'''

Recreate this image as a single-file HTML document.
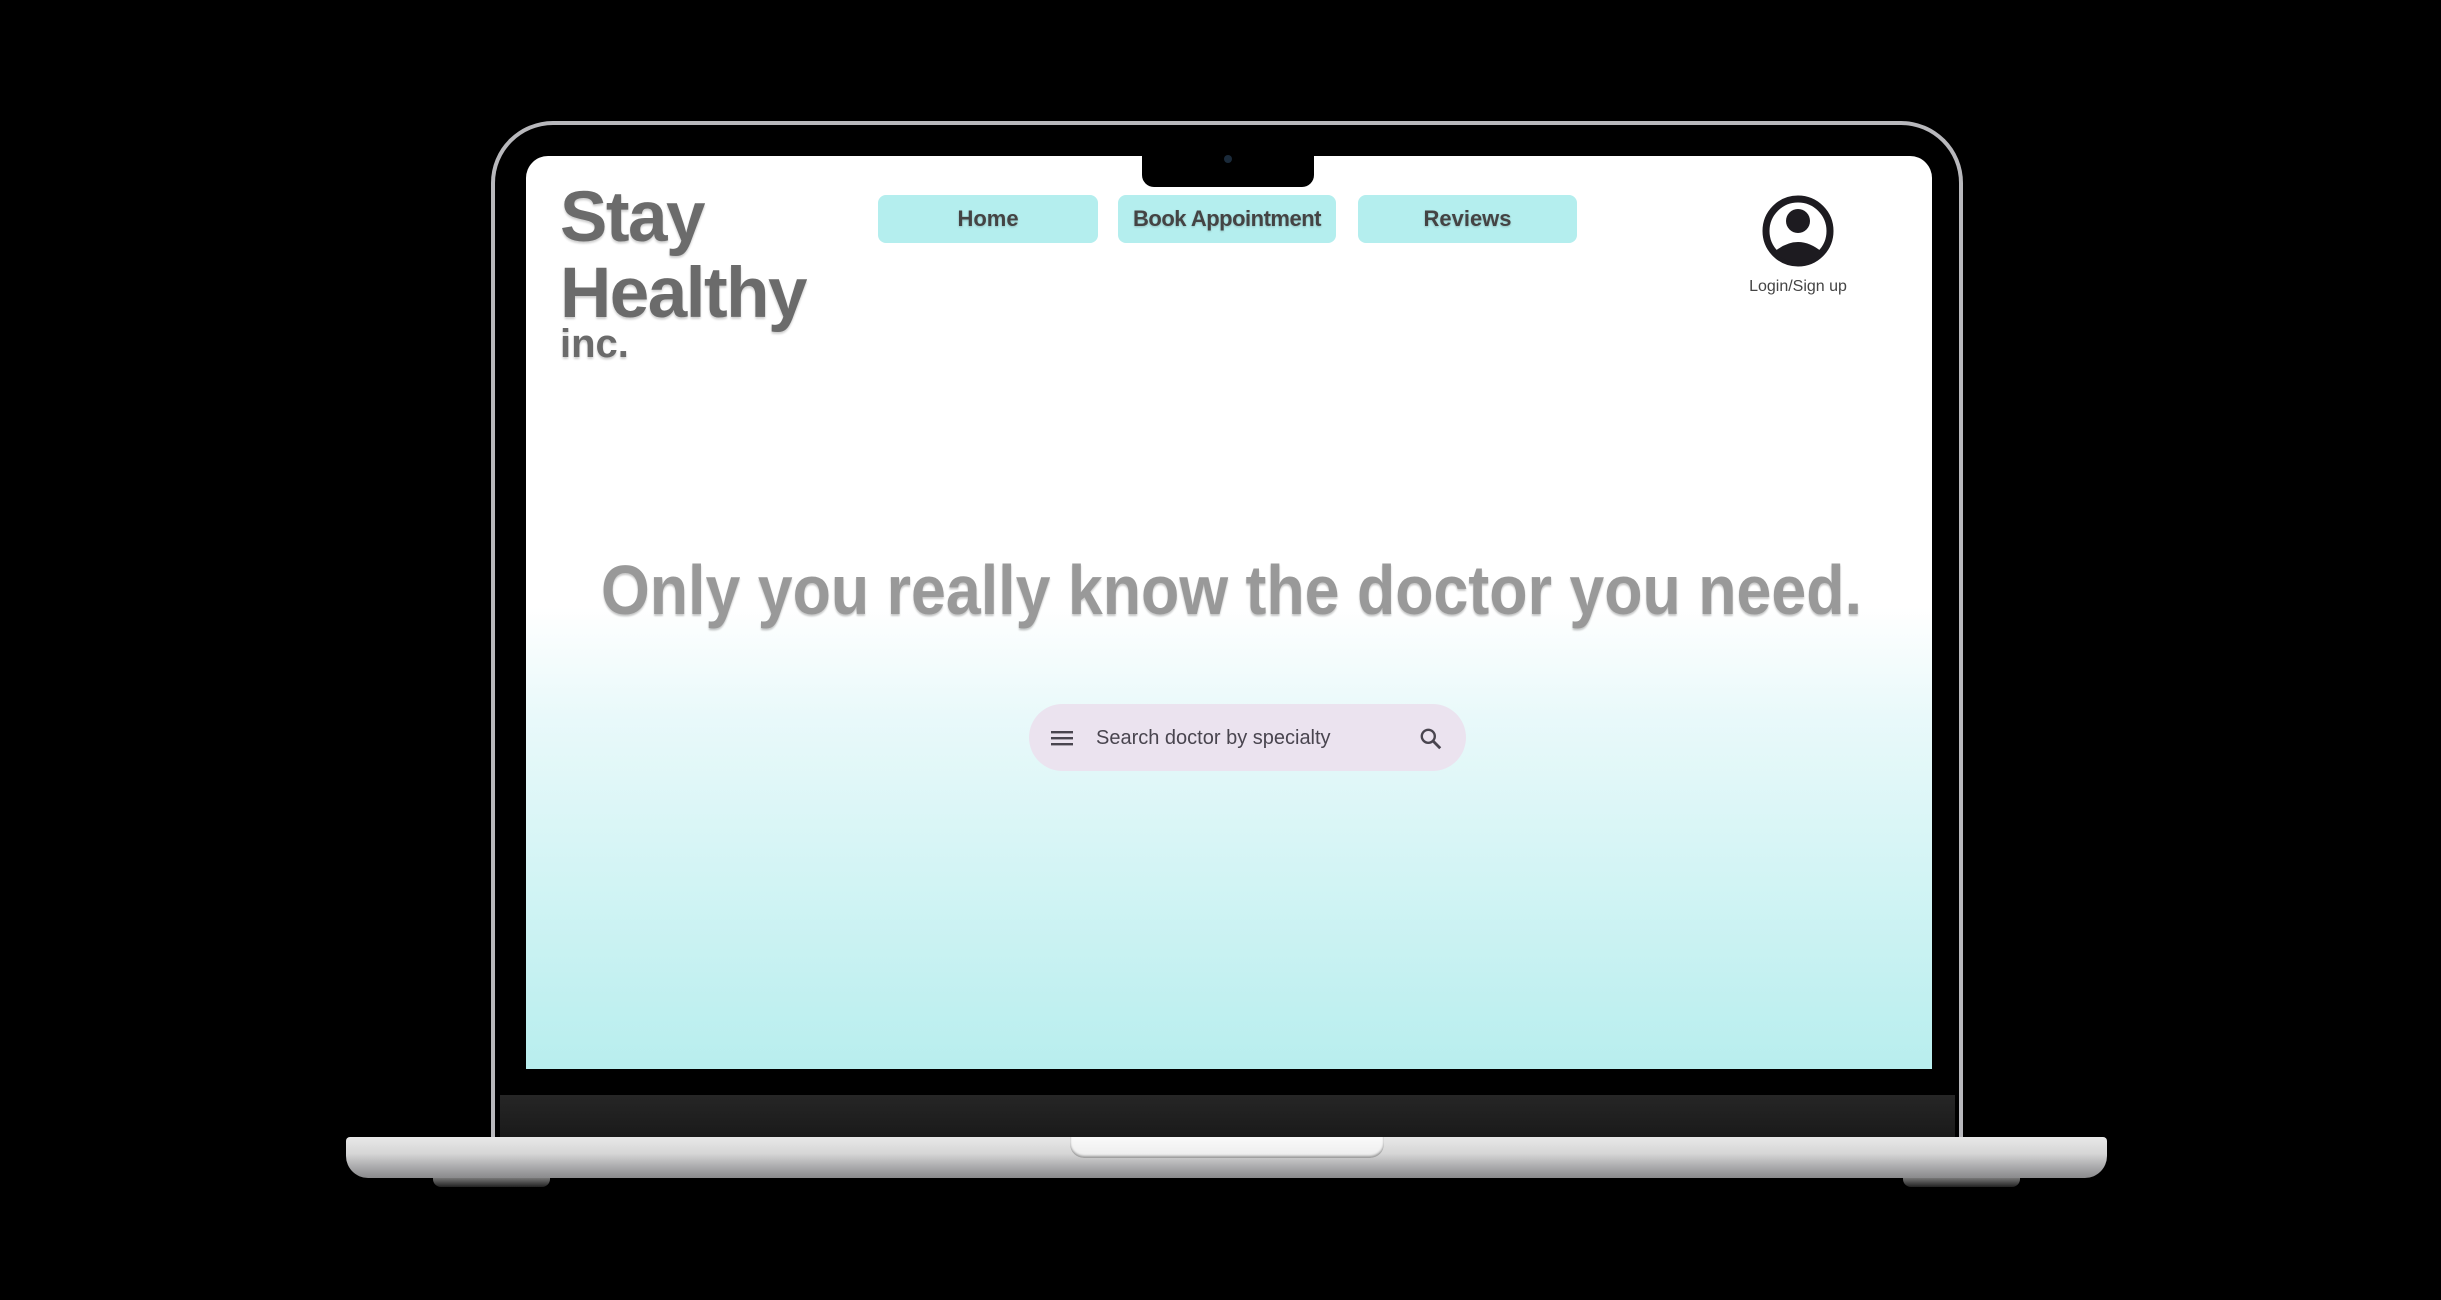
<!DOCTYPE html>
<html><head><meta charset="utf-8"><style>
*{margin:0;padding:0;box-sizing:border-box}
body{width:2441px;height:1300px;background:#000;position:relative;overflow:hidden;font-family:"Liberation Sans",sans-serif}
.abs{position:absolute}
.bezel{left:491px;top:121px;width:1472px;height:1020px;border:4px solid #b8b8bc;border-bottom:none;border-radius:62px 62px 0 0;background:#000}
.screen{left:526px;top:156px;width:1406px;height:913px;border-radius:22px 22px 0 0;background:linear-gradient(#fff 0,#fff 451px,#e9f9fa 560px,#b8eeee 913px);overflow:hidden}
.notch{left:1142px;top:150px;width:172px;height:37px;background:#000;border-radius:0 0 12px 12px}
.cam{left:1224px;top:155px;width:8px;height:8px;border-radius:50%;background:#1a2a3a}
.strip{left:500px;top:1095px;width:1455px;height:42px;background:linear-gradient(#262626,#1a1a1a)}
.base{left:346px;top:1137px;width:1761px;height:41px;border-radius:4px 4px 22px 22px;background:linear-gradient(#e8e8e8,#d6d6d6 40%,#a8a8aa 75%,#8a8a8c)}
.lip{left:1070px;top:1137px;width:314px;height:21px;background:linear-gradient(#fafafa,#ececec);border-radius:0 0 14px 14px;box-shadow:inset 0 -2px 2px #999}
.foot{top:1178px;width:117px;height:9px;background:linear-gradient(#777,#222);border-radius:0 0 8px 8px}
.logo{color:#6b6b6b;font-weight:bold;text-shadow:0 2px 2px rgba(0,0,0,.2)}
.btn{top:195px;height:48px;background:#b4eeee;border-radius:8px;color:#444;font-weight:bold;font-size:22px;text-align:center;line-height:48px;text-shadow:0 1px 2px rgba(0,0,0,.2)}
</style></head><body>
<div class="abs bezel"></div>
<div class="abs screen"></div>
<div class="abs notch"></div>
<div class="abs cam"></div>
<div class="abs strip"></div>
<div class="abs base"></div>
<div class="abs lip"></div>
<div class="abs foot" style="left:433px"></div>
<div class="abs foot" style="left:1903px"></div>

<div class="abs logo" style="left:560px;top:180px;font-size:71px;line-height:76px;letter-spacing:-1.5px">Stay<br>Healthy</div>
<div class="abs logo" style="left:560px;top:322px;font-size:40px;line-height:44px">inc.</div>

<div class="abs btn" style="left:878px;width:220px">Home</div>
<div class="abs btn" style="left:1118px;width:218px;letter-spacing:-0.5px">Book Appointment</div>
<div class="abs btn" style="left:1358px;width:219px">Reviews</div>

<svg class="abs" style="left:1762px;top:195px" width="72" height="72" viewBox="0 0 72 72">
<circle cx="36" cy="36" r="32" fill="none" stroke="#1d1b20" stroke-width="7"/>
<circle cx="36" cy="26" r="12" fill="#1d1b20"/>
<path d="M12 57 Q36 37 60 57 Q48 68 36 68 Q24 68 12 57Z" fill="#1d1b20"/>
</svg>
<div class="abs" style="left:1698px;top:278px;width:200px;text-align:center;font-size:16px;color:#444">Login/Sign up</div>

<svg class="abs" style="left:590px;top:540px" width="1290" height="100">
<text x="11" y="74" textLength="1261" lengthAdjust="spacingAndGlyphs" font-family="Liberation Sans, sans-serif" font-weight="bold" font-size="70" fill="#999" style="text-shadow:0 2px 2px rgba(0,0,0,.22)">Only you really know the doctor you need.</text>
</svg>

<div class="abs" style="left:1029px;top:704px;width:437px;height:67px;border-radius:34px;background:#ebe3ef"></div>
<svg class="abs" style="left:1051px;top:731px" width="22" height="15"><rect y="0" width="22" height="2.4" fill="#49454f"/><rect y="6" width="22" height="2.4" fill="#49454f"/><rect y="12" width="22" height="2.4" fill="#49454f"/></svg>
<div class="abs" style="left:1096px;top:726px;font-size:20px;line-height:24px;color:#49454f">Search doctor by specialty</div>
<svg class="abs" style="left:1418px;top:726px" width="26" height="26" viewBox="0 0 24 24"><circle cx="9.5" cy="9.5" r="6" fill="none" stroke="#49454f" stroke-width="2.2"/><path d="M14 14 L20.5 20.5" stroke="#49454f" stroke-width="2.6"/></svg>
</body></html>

'''
'''

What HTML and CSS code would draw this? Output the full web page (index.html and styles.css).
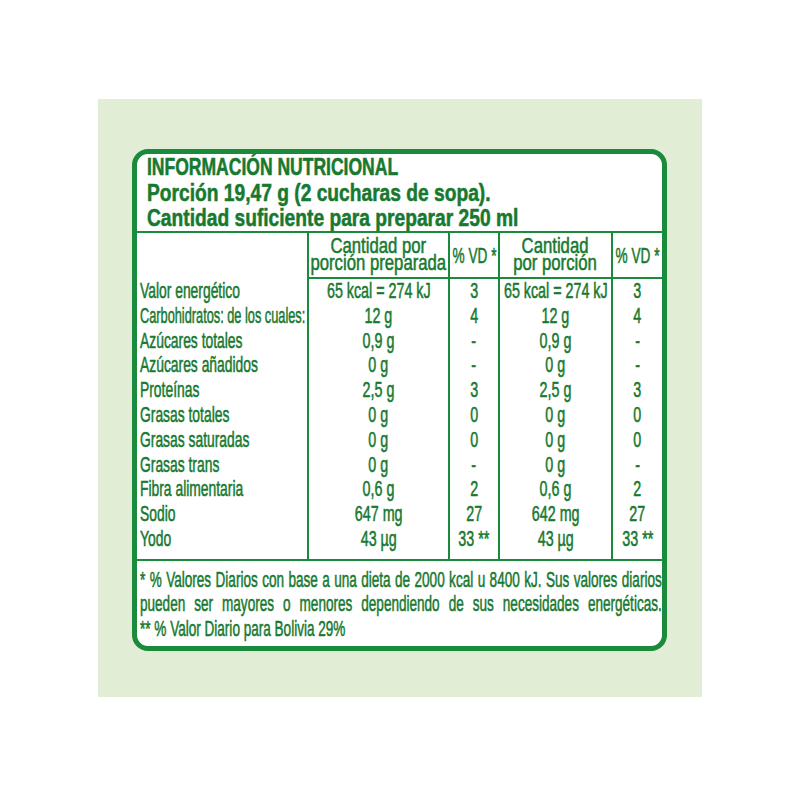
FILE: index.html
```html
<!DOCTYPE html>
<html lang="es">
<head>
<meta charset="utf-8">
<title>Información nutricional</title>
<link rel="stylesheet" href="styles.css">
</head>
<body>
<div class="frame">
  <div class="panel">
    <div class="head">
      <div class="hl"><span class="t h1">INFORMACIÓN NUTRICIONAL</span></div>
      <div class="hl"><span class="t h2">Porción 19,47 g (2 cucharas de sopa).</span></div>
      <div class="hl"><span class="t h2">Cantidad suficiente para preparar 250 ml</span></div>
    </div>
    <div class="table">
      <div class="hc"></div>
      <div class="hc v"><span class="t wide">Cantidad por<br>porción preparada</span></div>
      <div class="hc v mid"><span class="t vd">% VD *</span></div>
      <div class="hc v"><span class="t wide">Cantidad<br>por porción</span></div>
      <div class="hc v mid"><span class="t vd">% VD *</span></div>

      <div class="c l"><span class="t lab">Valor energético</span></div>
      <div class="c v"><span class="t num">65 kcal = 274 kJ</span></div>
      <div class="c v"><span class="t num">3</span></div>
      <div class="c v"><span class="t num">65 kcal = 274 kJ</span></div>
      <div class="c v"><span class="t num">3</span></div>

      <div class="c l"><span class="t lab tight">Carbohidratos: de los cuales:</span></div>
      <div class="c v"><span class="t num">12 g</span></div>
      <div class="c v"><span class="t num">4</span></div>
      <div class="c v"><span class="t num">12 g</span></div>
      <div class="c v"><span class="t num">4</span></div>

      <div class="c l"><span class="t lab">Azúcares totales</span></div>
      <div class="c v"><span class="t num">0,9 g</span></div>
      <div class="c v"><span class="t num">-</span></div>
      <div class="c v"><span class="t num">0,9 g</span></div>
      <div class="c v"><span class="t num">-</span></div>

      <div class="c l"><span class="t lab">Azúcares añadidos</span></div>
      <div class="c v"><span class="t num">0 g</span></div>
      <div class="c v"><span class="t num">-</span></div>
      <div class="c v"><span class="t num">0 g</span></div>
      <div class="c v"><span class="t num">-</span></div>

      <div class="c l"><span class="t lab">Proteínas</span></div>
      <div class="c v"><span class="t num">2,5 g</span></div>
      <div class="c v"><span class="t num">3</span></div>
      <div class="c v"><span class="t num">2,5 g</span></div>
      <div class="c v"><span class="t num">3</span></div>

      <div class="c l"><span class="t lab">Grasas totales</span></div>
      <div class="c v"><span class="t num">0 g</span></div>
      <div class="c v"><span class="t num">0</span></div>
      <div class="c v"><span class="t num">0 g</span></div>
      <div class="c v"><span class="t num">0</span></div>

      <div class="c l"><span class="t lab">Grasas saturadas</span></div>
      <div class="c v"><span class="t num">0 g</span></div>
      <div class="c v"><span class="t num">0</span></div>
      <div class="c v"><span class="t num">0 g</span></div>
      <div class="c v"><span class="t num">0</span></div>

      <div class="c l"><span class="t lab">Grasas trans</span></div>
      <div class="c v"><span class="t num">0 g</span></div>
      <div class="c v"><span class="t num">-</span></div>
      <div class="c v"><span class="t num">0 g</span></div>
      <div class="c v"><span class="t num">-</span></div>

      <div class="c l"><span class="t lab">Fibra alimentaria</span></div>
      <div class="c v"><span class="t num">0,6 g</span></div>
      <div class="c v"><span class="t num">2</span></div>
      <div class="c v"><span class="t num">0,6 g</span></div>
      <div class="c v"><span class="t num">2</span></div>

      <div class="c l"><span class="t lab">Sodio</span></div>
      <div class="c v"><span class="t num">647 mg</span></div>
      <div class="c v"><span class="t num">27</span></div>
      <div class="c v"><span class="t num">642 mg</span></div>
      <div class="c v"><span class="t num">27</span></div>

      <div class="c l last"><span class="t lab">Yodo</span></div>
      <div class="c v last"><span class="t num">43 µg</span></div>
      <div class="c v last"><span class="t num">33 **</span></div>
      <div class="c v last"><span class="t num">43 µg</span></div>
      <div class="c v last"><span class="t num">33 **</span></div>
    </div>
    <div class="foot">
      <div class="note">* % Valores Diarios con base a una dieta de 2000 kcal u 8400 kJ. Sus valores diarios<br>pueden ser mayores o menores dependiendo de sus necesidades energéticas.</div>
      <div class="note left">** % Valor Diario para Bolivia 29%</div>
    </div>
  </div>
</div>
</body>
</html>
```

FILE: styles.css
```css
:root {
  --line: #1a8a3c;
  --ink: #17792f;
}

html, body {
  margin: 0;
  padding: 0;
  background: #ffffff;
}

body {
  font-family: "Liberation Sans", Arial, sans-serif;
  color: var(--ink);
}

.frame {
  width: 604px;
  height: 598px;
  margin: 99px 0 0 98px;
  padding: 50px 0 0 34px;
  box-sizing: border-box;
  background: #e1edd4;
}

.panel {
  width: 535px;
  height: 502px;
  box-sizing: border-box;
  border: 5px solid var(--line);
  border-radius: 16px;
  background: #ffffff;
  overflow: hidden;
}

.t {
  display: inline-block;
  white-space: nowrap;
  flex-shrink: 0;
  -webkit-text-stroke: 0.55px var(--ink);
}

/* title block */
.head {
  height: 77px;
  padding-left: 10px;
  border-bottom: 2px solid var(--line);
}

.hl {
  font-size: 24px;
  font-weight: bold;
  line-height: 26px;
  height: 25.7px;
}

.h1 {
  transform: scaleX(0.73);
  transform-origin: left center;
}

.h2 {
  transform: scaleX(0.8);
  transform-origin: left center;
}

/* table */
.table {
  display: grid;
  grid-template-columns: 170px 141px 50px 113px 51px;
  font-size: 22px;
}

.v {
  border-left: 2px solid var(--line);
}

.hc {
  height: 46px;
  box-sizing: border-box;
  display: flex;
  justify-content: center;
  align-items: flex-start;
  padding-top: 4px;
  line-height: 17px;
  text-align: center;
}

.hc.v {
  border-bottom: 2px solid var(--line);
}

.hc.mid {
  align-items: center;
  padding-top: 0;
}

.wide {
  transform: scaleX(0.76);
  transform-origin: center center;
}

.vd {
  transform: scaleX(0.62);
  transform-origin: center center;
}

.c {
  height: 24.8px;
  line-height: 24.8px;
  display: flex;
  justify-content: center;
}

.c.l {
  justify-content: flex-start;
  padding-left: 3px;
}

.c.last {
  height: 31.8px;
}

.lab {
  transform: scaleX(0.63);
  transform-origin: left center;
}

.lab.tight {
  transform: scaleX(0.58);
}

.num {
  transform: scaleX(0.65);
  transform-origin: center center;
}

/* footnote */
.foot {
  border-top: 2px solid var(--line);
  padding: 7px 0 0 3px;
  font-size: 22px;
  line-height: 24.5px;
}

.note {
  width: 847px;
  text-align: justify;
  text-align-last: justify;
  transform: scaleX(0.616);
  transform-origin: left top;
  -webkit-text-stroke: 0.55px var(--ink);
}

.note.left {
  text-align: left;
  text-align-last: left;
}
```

'''
'''

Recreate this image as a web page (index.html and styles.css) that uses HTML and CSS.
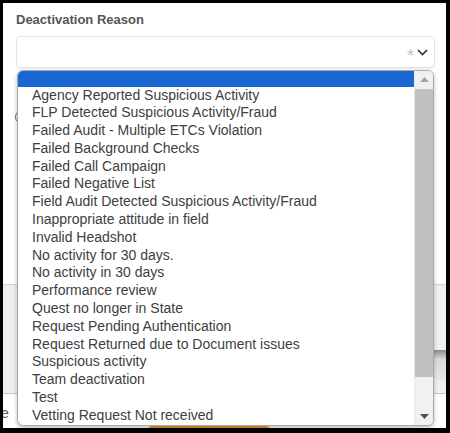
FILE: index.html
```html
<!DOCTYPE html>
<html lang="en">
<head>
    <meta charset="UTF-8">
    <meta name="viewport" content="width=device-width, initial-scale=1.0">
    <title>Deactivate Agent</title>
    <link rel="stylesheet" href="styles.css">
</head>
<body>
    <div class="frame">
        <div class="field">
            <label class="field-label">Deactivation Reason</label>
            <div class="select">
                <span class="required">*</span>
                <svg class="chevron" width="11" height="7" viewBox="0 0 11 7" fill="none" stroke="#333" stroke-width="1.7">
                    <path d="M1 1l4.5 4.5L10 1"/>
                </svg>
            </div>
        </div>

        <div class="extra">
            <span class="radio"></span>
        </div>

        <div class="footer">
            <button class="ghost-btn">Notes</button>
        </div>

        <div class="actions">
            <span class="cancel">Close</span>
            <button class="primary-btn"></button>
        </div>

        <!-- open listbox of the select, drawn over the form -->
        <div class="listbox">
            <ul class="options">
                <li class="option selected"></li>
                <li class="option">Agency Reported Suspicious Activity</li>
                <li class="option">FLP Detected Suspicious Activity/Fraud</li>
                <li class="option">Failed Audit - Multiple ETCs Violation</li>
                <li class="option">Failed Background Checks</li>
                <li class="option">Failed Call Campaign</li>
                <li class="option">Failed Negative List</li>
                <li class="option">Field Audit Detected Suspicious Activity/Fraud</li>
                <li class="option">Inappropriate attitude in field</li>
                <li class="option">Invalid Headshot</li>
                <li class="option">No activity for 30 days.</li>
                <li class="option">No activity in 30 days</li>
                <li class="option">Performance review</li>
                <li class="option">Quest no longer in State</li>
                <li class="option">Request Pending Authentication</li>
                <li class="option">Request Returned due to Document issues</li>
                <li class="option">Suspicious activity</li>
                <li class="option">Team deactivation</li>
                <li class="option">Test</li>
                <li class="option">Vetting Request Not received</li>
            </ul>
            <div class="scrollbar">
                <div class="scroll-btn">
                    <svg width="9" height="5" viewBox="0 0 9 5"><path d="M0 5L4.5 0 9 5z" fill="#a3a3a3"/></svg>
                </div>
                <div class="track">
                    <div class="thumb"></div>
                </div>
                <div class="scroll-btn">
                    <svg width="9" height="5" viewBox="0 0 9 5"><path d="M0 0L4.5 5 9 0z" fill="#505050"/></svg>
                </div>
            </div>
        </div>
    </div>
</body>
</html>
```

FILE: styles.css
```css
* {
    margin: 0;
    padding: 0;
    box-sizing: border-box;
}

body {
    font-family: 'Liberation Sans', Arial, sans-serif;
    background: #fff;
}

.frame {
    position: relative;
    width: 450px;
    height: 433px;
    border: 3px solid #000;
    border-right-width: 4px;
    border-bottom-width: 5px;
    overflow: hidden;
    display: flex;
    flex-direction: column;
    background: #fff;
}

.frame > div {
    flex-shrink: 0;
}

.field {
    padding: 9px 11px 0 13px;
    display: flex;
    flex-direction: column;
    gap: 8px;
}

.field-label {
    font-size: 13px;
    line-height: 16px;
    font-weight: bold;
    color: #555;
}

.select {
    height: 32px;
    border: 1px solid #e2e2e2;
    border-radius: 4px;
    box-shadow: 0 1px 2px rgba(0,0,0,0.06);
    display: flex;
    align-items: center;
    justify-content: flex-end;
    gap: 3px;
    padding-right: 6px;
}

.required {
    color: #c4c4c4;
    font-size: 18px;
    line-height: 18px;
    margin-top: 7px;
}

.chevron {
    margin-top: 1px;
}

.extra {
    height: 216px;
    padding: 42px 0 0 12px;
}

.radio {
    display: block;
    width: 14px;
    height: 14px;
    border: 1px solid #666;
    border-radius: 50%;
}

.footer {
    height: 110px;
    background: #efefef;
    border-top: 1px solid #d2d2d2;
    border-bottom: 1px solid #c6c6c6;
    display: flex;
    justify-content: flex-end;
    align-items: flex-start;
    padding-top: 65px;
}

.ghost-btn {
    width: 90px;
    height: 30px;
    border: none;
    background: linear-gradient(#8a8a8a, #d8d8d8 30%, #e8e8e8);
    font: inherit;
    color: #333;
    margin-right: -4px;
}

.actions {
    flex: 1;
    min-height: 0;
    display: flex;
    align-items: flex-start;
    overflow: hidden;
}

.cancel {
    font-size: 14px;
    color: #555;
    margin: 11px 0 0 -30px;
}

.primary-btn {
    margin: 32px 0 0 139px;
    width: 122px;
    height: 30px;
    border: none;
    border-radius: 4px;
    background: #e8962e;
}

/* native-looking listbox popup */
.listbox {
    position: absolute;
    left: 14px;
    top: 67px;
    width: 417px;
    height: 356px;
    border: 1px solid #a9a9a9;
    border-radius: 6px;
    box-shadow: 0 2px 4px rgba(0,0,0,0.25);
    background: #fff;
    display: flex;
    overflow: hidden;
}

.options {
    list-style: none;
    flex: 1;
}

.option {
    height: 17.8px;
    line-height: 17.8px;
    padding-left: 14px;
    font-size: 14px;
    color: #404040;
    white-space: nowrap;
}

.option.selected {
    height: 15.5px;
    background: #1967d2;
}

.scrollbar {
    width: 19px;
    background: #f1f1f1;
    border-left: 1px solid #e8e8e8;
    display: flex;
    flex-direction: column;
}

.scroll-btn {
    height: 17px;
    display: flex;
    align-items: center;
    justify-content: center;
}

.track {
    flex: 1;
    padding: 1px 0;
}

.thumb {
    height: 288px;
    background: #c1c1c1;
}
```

'''

Problem to solve: Go through the records and gather the lines that hold "page".

Response:
What HTML and CSS code would draw this? Output the full web page (index.html and styles.css).
Recreate this image as a web page (index.html and styles.css) that uses HTML and CSS.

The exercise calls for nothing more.